* Begin *

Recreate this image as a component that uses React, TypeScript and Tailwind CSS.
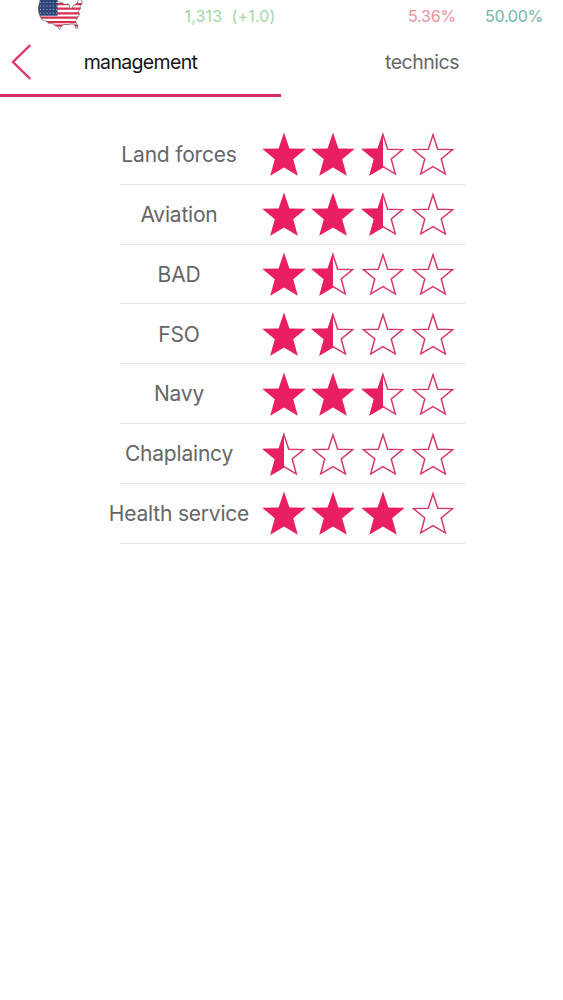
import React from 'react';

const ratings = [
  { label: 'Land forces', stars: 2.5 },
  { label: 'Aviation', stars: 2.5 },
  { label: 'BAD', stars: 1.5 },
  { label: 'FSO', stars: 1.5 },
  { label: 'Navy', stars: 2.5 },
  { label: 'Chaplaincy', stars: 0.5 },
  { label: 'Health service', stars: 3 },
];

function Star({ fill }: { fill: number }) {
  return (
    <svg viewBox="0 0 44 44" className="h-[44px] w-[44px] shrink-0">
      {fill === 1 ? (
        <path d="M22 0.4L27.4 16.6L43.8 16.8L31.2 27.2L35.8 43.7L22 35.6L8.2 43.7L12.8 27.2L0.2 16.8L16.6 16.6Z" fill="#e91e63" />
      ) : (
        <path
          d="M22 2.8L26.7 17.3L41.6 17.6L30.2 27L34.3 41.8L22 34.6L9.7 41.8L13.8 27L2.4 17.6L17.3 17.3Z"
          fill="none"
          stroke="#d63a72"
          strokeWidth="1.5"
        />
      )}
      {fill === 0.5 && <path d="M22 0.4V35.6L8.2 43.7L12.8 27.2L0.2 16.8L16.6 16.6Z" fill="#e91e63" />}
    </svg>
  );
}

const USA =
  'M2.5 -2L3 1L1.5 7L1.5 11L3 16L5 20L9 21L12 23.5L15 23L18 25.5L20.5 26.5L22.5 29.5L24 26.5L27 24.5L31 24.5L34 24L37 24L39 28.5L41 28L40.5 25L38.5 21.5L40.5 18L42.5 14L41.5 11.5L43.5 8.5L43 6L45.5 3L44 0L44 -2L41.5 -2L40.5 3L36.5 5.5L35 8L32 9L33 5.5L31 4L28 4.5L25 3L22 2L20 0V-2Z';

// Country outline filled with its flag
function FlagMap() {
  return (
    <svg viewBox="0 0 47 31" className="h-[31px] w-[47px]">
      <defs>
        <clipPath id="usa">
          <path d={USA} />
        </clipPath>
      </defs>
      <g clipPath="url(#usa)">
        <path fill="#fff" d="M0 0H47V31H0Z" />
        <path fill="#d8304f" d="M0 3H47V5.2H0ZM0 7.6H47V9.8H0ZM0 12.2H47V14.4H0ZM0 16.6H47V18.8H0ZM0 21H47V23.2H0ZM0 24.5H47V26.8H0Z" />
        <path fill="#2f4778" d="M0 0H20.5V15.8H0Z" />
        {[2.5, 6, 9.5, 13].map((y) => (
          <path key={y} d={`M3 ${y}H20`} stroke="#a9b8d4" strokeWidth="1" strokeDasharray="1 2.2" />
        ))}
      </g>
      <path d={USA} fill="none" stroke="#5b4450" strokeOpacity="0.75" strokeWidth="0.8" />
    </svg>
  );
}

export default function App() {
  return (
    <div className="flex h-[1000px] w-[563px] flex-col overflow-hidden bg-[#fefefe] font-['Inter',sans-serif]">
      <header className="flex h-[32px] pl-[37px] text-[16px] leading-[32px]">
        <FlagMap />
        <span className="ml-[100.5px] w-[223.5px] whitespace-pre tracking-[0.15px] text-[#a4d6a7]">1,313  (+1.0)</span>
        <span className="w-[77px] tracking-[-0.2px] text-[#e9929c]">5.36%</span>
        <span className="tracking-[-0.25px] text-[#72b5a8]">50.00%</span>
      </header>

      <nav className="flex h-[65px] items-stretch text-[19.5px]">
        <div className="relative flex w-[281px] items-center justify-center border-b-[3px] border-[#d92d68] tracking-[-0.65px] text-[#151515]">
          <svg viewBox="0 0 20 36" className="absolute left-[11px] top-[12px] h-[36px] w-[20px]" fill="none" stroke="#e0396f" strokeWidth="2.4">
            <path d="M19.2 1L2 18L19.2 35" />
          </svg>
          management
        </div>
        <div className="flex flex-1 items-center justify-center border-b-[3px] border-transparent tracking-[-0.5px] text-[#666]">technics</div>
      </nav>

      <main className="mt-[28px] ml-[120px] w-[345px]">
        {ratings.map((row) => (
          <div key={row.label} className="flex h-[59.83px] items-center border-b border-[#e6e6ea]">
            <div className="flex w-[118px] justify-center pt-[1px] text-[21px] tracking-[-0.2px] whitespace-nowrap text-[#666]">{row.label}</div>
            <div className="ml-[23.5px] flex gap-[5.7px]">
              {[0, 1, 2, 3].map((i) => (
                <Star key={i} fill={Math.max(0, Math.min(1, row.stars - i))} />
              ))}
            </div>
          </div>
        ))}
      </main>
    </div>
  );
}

* End *

Return the material line for line, from its beginning to the line that contains "3L22 2L20 0V-2Z';", with the pictures left out.

Exercise answer:
Recreate this image as a component that uses React, TypeScript and Tailwind CSS.
import React from 'react';

const ratings = [
  { label: 'Land forces', stars: 2.5 },
  { label: 'Aviation', stars: 2.5 },
  { label: 'BAD', stars: 1.5 },
  { label: 'FSO', stars: 1.5 },
  { label: 'Navy', stars: 2.5 },
  { label: 'Chaplaincy', stars: 0.5 },
  { label: 'Health service', stars: 3 },
];

function Star({ fill }: { fill: number }) {
  return (
    <svg viewBox="0 0 44 44" className="h-[44px] w-[44px] shrink-0">
      {fill === 1 ? (
        <path d="M22 0.4L27.4 16.6L43.8 16.8L31.2 27.2L35.8 43.7L22 35.6L8.2 43.7L12.8 27.2L0.2 16.8L16.6 16.6Z" fill="#e91e63" />
      ) : (
        <path
          d="M22 2.8L26.7 17.3L41.6 17.6L30.2 27L34.3 41.8L22 34.6L9.7 41.8L13.8 27L2.4 17.6L17.3 17.3Z"
          fill="none"
          stroke="#d63a72"
          strokeWidth="1.5"
        />
      )}
      {fill === 0.5 && <path d="M22 0.4V35.6L8.2 43.7L12.8 27.2L0.2 16.8L16.6 16.6Z" fill="#e91e63" />}
    </svg>
  );
}

const USA =
  'M2.5 -2L3 1L1.5 7L1.5 11L3 16L5 20L9 21L12 23.5L15 23L18 25.5L20.5 26.5L22.5 29.5L24 26.5L27 24.5L31 24.5L34 24L37 24L39 28.5L41 28L40.5 25L38.5 21.5L40.5 18L42.5 14L41.5 11.5L43.5 8.5L43 6L45.5 3L44 0L44 -2L41.5 -2L40.5 3L36.5 5.5L35 8L32 9L33 5.5L31 4L28 4.5L25 3L22 2L20 0V-2Z';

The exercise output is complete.